> OBJECTIVE
All lines holding the string "React" are to be shown.

> DATA EXTRACT
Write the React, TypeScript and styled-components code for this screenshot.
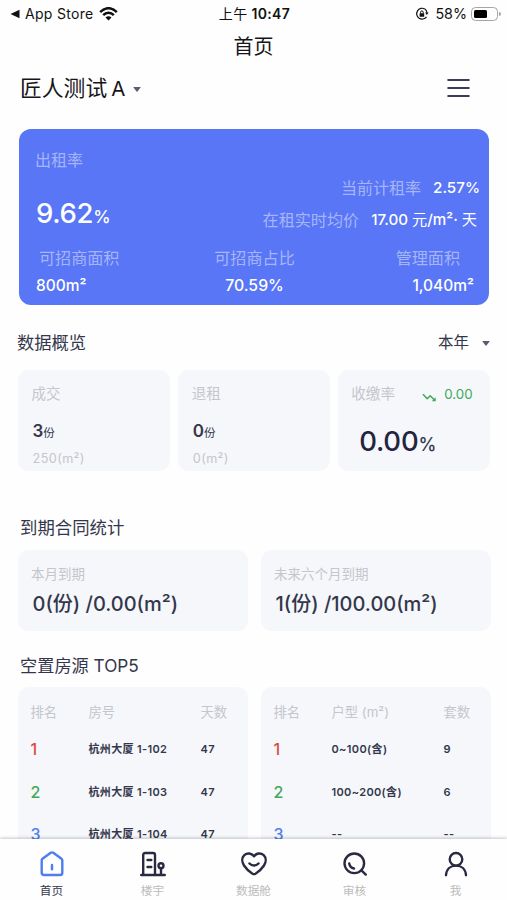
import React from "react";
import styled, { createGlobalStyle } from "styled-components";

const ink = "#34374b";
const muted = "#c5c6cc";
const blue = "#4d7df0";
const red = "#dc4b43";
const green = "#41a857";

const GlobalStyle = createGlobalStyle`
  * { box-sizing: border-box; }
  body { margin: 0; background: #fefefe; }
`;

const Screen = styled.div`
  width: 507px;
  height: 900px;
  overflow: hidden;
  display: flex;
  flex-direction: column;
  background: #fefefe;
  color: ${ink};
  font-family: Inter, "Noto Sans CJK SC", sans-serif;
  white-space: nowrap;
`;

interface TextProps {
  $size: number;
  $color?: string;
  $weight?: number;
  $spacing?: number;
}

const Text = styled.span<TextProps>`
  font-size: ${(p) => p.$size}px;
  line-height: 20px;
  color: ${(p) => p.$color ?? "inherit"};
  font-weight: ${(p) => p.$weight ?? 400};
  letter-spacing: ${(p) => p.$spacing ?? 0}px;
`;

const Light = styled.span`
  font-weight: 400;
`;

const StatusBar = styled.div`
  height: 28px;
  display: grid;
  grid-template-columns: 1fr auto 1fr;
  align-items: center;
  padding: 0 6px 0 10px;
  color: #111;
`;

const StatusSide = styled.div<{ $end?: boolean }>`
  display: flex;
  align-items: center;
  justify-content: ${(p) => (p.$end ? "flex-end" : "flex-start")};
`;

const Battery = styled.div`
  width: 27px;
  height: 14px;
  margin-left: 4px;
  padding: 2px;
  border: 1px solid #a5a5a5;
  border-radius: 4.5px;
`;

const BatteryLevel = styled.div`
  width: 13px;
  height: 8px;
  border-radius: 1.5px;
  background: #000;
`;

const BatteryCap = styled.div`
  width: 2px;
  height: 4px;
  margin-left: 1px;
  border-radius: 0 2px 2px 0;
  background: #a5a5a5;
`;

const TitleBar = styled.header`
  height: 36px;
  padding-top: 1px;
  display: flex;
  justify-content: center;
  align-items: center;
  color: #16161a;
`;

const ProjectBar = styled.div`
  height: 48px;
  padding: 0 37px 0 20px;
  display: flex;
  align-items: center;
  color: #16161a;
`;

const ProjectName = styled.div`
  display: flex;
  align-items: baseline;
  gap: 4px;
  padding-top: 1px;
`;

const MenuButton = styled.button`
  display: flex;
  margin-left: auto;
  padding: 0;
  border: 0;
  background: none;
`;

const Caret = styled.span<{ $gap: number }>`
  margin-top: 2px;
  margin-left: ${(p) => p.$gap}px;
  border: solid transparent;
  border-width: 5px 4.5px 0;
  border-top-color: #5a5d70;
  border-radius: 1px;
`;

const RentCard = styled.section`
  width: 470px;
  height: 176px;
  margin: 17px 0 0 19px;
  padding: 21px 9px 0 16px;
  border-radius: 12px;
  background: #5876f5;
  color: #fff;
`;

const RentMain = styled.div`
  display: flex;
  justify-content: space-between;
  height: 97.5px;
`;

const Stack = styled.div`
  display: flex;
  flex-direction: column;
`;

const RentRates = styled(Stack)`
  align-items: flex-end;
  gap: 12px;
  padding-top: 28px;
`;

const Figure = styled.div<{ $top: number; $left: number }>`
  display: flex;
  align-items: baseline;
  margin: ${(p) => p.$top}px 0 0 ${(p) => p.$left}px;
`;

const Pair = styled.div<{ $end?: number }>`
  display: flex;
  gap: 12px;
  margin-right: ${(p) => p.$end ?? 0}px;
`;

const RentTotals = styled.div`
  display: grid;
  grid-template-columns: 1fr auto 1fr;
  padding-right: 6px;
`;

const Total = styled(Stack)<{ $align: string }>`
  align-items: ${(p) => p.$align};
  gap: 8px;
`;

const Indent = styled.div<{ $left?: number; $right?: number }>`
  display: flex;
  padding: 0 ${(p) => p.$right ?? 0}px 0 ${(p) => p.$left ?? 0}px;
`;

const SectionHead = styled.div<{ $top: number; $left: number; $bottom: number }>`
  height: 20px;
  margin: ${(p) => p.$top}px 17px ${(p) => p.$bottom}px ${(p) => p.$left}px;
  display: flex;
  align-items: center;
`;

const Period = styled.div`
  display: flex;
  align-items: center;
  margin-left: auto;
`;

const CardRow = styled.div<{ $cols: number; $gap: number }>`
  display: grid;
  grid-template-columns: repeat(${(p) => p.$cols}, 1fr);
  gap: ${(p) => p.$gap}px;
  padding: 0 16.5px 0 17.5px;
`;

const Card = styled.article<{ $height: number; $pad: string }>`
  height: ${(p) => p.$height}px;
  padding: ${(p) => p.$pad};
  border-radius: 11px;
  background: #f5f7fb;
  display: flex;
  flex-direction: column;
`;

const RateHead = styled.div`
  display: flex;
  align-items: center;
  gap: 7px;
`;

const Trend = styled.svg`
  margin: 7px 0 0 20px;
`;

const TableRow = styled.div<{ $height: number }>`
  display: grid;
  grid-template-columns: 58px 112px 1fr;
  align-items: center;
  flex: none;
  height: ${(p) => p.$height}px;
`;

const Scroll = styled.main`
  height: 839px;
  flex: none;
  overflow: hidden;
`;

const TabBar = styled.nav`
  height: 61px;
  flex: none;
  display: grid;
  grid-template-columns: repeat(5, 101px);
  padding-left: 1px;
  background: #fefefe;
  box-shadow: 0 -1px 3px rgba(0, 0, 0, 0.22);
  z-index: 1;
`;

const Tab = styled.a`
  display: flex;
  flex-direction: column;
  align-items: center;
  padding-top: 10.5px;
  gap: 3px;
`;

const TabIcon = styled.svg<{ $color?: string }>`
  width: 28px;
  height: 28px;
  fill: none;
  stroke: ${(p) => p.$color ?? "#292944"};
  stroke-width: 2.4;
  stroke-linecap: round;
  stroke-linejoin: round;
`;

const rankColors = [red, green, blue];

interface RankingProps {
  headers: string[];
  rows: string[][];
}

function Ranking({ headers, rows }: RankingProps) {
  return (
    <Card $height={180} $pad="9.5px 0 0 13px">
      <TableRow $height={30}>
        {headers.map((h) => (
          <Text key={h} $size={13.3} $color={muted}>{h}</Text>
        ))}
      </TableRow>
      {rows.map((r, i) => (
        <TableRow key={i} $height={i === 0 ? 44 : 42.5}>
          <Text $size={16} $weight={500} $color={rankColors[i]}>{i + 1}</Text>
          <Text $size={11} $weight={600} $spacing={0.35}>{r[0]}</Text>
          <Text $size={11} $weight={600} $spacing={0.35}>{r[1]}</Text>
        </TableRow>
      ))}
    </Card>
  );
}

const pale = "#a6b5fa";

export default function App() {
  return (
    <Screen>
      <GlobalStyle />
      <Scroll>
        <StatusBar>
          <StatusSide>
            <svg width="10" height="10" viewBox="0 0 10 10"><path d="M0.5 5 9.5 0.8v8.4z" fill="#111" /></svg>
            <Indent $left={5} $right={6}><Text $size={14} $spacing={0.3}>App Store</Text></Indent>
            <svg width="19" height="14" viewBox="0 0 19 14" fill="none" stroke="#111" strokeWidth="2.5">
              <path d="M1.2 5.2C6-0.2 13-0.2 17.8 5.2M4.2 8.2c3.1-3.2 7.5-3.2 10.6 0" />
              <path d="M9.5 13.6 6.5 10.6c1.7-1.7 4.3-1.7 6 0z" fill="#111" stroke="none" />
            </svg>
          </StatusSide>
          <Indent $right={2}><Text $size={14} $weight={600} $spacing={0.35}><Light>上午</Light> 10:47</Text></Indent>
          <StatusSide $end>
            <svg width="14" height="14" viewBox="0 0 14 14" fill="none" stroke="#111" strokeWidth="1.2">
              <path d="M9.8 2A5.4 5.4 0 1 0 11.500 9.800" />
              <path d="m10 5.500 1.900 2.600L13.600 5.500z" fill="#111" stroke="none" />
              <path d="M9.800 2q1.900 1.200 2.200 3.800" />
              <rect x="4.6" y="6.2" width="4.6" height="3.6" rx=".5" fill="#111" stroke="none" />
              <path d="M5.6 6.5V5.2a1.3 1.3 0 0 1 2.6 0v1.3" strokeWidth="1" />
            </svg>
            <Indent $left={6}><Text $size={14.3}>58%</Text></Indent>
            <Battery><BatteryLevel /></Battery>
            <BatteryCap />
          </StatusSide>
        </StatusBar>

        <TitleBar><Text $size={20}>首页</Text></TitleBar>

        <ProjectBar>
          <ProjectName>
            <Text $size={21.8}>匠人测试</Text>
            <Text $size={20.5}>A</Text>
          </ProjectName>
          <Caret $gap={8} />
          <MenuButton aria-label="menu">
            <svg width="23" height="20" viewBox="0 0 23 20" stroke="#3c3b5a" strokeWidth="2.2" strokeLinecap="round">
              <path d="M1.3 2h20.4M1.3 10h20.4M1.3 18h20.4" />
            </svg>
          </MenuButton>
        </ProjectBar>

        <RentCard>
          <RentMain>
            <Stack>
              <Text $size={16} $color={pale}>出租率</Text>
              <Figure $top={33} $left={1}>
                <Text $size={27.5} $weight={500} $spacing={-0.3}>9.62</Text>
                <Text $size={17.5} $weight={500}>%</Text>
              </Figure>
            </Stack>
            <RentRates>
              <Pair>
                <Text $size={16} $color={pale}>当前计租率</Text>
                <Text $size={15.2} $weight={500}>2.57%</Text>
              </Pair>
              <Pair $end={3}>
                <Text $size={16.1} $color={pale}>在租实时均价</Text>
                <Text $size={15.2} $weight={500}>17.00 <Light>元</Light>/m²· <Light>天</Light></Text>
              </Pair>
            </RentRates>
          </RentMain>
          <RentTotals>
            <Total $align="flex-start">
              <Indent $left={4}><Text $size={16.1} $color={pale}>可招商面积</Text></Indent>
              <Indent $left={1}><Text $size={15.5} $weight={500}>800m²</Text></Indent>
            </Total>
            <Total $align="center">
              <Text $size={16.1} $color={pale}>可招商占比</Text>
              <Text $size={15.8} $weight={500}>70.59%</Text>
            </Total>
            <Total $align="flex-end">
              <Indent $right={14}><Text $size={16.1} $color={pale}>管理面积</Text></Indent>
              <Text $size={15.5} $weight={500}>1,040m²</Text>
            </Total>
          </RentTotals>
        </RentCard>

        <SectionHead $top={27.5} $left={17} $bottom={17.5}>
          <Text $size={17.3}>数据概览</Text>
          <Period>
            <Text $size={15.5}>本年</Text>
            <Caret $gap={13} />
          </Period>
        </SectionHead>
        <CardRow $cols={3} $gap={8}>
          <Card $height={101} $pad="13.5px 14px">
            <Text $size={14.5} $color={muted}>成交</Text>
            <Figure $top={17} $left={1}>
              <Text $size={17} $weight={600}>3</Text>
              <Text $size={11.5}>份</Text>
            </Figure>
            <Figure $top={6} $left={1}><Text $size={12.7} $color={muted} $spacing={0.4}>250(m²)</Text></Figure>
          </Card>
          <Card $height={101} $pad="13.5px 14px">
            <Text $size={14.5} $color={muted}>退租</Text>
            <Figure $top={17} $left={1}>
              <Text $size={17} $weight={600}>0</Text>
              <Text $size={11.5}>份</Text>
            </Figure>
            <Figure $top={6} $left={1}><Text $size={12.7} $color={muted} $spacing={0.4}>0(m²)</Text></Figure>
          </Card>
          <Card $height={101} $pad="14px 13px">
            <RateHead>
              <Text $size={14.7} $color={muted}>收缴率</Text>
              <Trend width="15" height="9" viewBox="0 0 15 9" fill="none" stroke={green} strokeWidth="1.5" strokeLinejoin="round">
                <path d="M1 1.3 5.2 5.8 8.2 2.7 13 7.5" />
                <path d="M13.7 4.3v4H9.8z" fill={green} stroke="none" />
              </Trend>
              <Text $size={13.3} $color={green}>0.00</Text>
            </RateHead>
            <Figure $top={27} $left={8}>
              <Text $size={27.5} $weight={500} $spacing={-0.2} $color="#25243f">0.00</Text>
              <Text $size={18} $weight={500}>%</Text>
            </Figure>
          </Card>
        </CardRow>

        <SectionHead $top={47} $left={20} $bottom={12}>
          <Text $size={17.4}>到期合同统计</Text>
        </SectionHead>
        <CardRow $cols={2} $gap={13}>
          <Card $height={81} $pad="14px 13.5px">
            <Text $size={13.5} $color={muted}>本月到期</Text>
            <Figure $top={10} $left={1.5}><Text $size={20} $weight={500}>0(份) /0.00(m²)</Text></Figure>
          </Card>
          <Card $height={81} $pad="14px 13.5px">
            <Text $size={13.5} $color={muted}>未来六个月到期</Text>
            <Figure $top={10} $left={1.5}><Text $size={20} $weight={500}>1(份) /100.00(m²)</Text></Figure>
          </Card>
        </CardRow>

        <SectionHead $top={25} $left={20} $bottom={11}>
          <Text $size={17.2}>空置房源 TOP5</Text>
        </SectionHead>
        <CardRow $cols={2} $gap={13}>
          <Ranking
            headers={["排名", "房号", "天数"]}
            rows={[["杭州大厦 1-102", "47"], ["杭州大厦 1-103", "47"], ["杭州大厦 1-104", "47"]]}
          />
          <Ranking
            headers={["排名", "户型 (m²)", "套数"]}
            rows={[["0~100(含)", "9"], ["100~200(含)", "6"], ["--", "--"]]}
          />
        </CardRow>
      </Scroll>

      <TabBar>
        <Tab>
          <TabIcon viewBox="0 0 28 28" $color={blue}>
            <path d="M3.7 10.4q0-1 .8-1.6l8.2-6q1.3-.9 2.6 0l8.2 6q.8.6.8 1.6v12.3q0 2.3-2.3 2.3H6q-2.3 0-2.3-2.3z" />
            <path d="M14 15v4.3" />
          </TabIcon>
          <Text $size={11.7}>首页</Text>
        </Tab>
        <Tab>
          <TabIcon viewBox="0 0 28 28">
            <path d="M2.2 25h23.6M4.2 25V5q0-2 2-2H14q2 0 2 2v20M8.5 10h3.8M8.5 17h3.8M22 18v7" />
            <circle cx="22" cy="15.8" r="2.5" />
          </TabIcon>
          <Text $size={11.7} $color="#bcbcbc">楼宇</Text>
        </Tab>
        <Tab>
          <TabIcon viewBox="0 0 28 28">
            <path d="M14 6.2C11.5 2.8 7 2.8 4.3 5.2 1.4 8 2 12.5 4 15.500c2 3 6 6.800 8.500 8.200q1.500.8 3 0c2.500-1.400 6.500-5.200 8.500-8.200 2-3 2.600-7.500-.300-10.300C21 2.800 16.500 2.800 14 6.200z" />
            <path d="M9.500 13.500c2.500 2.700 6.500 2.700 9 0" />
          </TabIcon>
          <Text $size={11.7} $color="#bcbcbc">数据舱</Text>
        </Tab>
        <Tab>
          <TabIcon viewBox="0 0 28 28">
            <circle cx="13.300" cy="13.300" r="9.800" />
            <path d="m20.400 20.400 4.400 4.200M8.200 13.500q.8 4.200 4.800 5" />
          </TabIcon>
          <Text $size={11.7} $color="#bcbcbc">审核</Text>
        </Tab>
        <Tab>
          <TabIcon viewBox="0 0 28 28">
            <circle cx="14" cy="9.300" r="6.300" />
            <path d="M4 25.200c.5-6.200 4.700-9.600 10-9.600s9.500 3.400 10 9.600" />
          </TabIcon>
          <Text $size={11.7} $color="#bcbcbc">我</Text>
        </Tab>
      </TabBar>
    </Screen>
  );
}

> TASK OUTPUT
Write the React, TypeScript and styled-components code for this screenshot.
import React from "react";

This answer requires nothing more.